The inescapable truth is that if we are as a nation are to have any reasonable shot at successfully addressing the challenges before us – in a future dominated by the rise of India and China and a truly competitive and global economy – we need access to the most varied number of opinions and ideas possible. Variety and competition eventually breed quality and robustness.

The greatest crime of the Australian media elite — legislators, regulators, managers and hacks alike — is that they are too god damn boring. And sadly, the dwindling interest of the young in the mainstream media is a permanent un-virtuous circle that discourages any media leadership from putting any non-entertainment media content in their direction.

According to Simon Moss from Vibewire Youth Services: ‘the media hasn’t grappled at all with how young people engage with information. They struggle to understand how the world works.’

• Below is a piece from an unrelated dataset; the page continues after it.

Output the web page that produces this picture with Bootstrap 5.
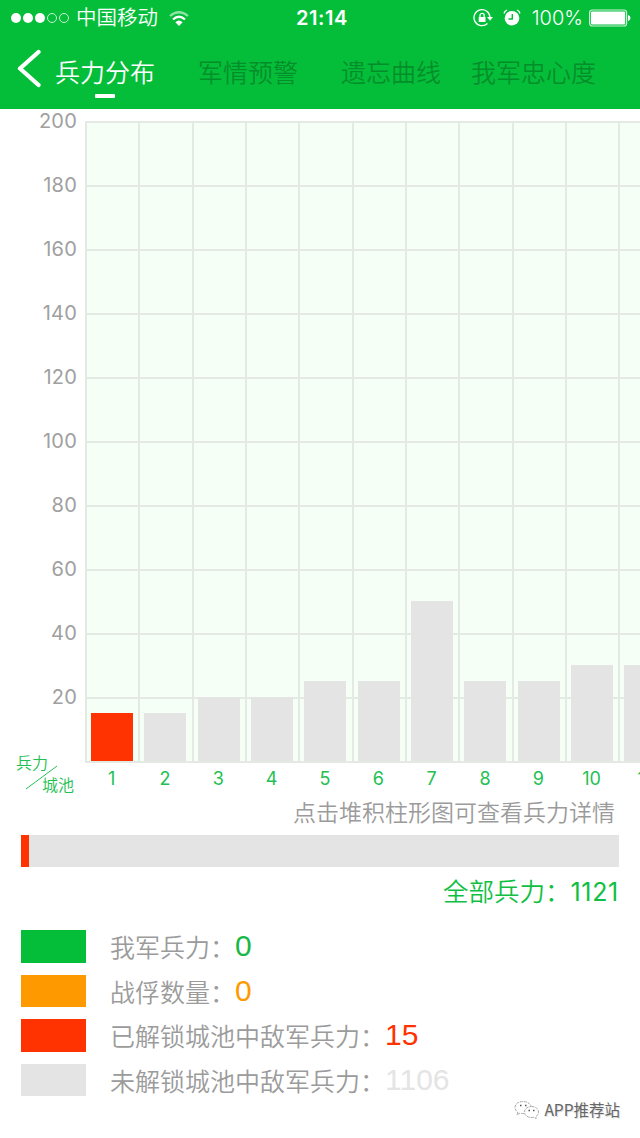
<!DOCTYPE html>
<html lang="zh-CN">
<head>
<meta charset="utf-8">
<meta name="viewport" content="width=device-width, initial-scale=1">
<title>兵力分布</title>
<link rel="stylesheet" href="https://cdn.jsdelivr.net/npm/bootstrap@5.3.0/dist/css/bootstrap.min.css">
<style>
:root{--army:#04be3a;--enemy:#ff3202;--pow:#ff9900;--locked:#e4e4e4;--muted:#9b9b9b}
body{font-family:Inter,"Noto Sans CJK SC",sans-serif;font-weight:350;line-height:1;background:#fff}
.screen{width:640px;height:1138px}
.app-head{background:var(--army);height:109px;color:#fff}
.status{height:36px;font-size:20px;padding-left:11px;padding-right:9px}
.signal{gap:2px}
.signal i{width:10px;height:10px;border-radius:50%;background:#fff}
.signal i.off{background:none;border:1px solid #c9f2d5}
.status svg,.tabs svg{display:block;flex:none}
.carrier{margin-left:7px;font-size:20.5px;padding-top:1px}
.clock{left:0;right:0;top:0;height:36px;font-weight:600;font-size:20px;letter-spacing:.6px}
.tabs{height:73px;font-size:25px;padding-left:17px}
.tab-item{color:#048e2a;height:73px;padding-top:24px;white-space:nowrap;line-height:26px}
.tab-item.on{color:#fff}
.tab-item.on::after{content:"";display:block;width:20px;height:4px;background:#fff;margin:8px auto 0;border-radius:1px}
.y-axis{width:85px;height:652px;padding-right:8px;font-size:20px;font-weight:400;color:#a0a0a0;letter-spacing:.2px}
.y-axis div{height:64px;line-height:24px;text-align:right}
.chart{height:684px}
.plot{width:555px;padding-top:12px}
.area{height:642px;background:repeating-linear-gradient(#e4e9e4 0 2px,transparent 2px 64px) #f5fff5}
.slot{width:53.333px;flex:none;border-left:2px solid #e4e9e4;padding:0 0 2px 4px}
.stack{background:var(--locked);width:42px}
.stack.open{background:var(--enemy)}
.x-axis{font-size:18px;font-weight:400;color:#22c052}
.x-axis div{width:53.333px;flex:none;text-align:center;height:32px;line-height:32px}
.corner{width:85px;height:32px;font-size:16px;color:#22c052;padding:3px 0 0 16px;margin-top:-9px}
.corner svg{left:25px;top:11px}
.hint{height:42px;font-size:23px;color:var(--muted);padding:7px 25px 0 0;line-height:26px}
.total-bar{height:32px;margin:0 21px;background:var(--locked);width:598px}
.total{color:#10bf42;font-size:25.5px;height:63px;padding:12px 21px 0 0;line-height:26px}
.total span{font-weight:400;font-size:25px;letter-spacing:.7px}
.legend-row{height:44.6px;font-size:25px;color:var(--muted)}
.swatch{width:65px;height:32.5px;margin-left:21px;margin-right:24px;flex:none}
.label-text{line-height:33px;padding-top:2px;white-space:nowrap}
.amount{font-family:"Liberation Sans",sans-serif;font-weight:400;font-size:30px;line-height:32px}
.brand{right:20px;top:1098px;height:24px;font-size:16px;font-weight:400;color:#666;text-shadow:1px 1px 0 #ddd}
</style>
</head>
<body>
<div class="screen position-relative overflow-hidden">
<header class="app-head">
  <div class="status d-flex align-items-center position-relative">
    <div class="signal d-flex"><i></i><i></i><i></i><i class="off"></i><i class="off"></i></div>
    <span class="carrier">中国移动</span>
    <svg style="margin-left:11px" width="20" height="15" viewBox="0 0 20 15" fill="none" stroke="#fff" stroke-width="2.2"><path d="M1 5Q10-2.5 19 5" stroke="#8fe3a8"/><path d="M4 8.5Q10 3 16 8.5"/><path d="M10 15L6.4 11.2Q10 8 13.600 11.200Z" fill="#fff" stroke="none"/></svg>
    <div class="clock position-absolute d-flex align-items-center justify-content-center ps-1">21:14</div>
    <svg class="ms-auto" width="20" height="18" viewBox="0 0 20 18" fill="none" stroke="#fff" stroke-width="1.300"><path d="M17 8.500A8 8 0 1 0 14.500 14.500"/><path d="M14 8h6l-3 3.800z" fill="#fff" stroke="none"/><path d="M5.700 8h6.800v5H5.700z" fill="#fff" stroke="none"/><path d="M7 8V6.500a2.100 2.100 0 0 1 4.200 0V8"/></svg>
    <svg style="margin-left:10px" width="18" height="18" viewBox="0 0 18 18" fill="none"><circle cx="9" cy="9.200" r="7.300" fill="#fff"/><path d="M1 4.500Q1.500 2 4 1M17 4.500Q16.500 2 14 1" stroke="#fff" stroke-width="1.300"/><path d="M9.300 5v5H5.500" stroke="#04be3a" stroke-width="1.400"/></svg>
    <span style="margin-left:11px">100%</span>
    <svg style="margin-left:6px" width="42" height="18" viewBox="0 0 42 18"><rect x=".6" y="1" width="37" height="16" rx="2.500" fill="none" stroke="#c9f2d5" stroke-width="1.200"/><rect x="2" y="2.500" width="34.200" height="13" rx="1" fill="#fff"/><path d="M39 6q2.500.5 2.500 3T39 12z" fill="#fff"/></svg>
  </div>
  <nav class="tabs d-flex">
    <svg width="24" height="40" style="margin-top:12px" viewBox="0 0 24 40" fill="none" stroke="#fff" stroke-width="4.300" stroke-linecap="round" stroke-linejoin="round"><path d="M21.500 4L3 20.500 21.500 37"/></svg>
    <div class="tab-item on" style="margin-left:14px">兵力分布</div>
    <div class="tab-item" style="margin-left:43px">军情预警</div>
    <div class="tab-item" style="margin-left:43px">遗忘曲线</div>
    <div class="tab-item" style="margin-left:30px">我军忠心度</div>
  </nav>
</header>
<main>
  <section class="chart d-flex">
    <div>
      <div class="y-axis"><div>200</div><div>180</div><div>160</div><div>140</div><div>120</div><div>100</div><div>80</div><div>60</div><div>40</div><div>20</div></div>
      <div class="corner position-relative">兵力<div style="padding:6px 0 0 26px">城池</div><svg class="position-absolute" width="34" height="28" viewBox="0 0 34 28"><path d="M1 26L32 3" stroke="#22c052" stroke-width="1"/></svg></div>
    </div>
    <div class="plot overflow-hidden">
      <div class="area d-flex align-items-end" id="area"></div>
      <div class="x-axis d-flex" id="xaxis"></div>
    </div>
  </section>
  <div class="hint text-end">点击堆积柱形图可查看兵力详情</div>
  <div class="total-bar"><div class="stack open h-100" style="width:8px"></div></div>
  <div class="total text-end">全部兵力：<span>1121</span></div>
  <section>
    <div class="legend-row d-flex"><div class="swatch" style="background:var(--army)"></div><span class="label-text">我军兵力：</span><span class="amount" style="color:#18b848">0</span></div>
    <div class="legend-row d-flex"><div class="swatch" style="background:var(--pow)"></div><span class="label-text">战俘数量：</span><span class="amount" style="color:var(--pow)">0</span></div>
    <div class="legend-row d-flex"><div class="swatch" style="background:var(--enemy)"></div><span class="label-text">已解锁城池中敌军兵力：</span><span class="amount" style="color:var(--enemy)">15</span></div>
    <div class="legend-row d-flex"><div class="swatch" style="background:var(--locked)"></div><span class="label-text">未解锁城池中敌军兵力：</span><span class="amount" style="color:var(--locked)">1106</span></div>
  </section>
</main>
<div class="brand position-absolute d-flex align-items-center">
  <svg width="26" height="20" viewBox="0 0 26 20" fill="none" stroke="#aaa" stroke-width="1" stroke-dasharray="3 1"><path d="M10 13.500q-2 .3-4-.5L3 15l.7-3Q1 10 1 7.500C1 4 4.500 1.500 9 1.500S16.500 4 17 6.500"/><path d="M17.500 6.500c4.200 0 7 2.500 7 5.500 0 2-1 3.500-2.700 4.500l.4 2-2.500-1.200c-5 1-9.200-1.500-9.200-5.300 0-3 3-5.500 7-5.500z"/><path d="M6 5.500h1.500M11 5.500h1.500M14.500 10.500H16M19 10.500h1.500" stroke="#555" stroke-width="1.500"/></svg>
  <span style="margin-left:4px;font-family:'Noto Sans CJK SC',sans-serif;font-size:15.5px">APP推荐站</span>
</div>
</div>
<script>
const troops=[15,15,20,20,25,25,50,25,25,30,30];
document.getElementById('area').innerHTML=troops.map((n,i)=>`<div class="slot h-100 d-flex align-items-end"><div class="stack${i?'':' open'}" style="height:${n*3.2}px"></div></div>`).join('');
document.getElementById('xaxis').innerHTML=troops.map((n,i)=>`<div>${i+1}</div>`).join('');
</script>
<script src="https://cdn.jsdelivr.net/npm/bootstrap@5.3.0/dist/js/bootstrap.bundle.min.js"></script>
</body>
</html>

So, apparently, do government MPs. Here’s Peter Lindsay — one of the two that bothered to respond to a recent Crikey survey about media law reform: ‘More choice is not necessarily in the consumers’ interests. Australia is a small media market so more channels would deliver more cr*p.’ Thanks Peter, for that slightly softer rendition of the Chinese Government’s arguments against Google. But isn’t it us that should decide what is crap or not? And, to re-skate over a thin piece of ice – isn’t what we have now already crap anyway?

What the hell is Plan B?

You can kiss innovation goodbye under the new ‘A’ regime. Of course we’ll see the odd technological upgrade; and we earn too much for award-winning arthouse work not to find a home. But you won’t be seeing many citizen reporters, readers’ panels, multi-channelling start-ups or cohorts of fist-banging young columnists. That’s good news for niche websites and bad news for the country at large.

It’s back to the future in 21st century Australia. Someone get me a gramophone. I think I want to spike myself with the needle.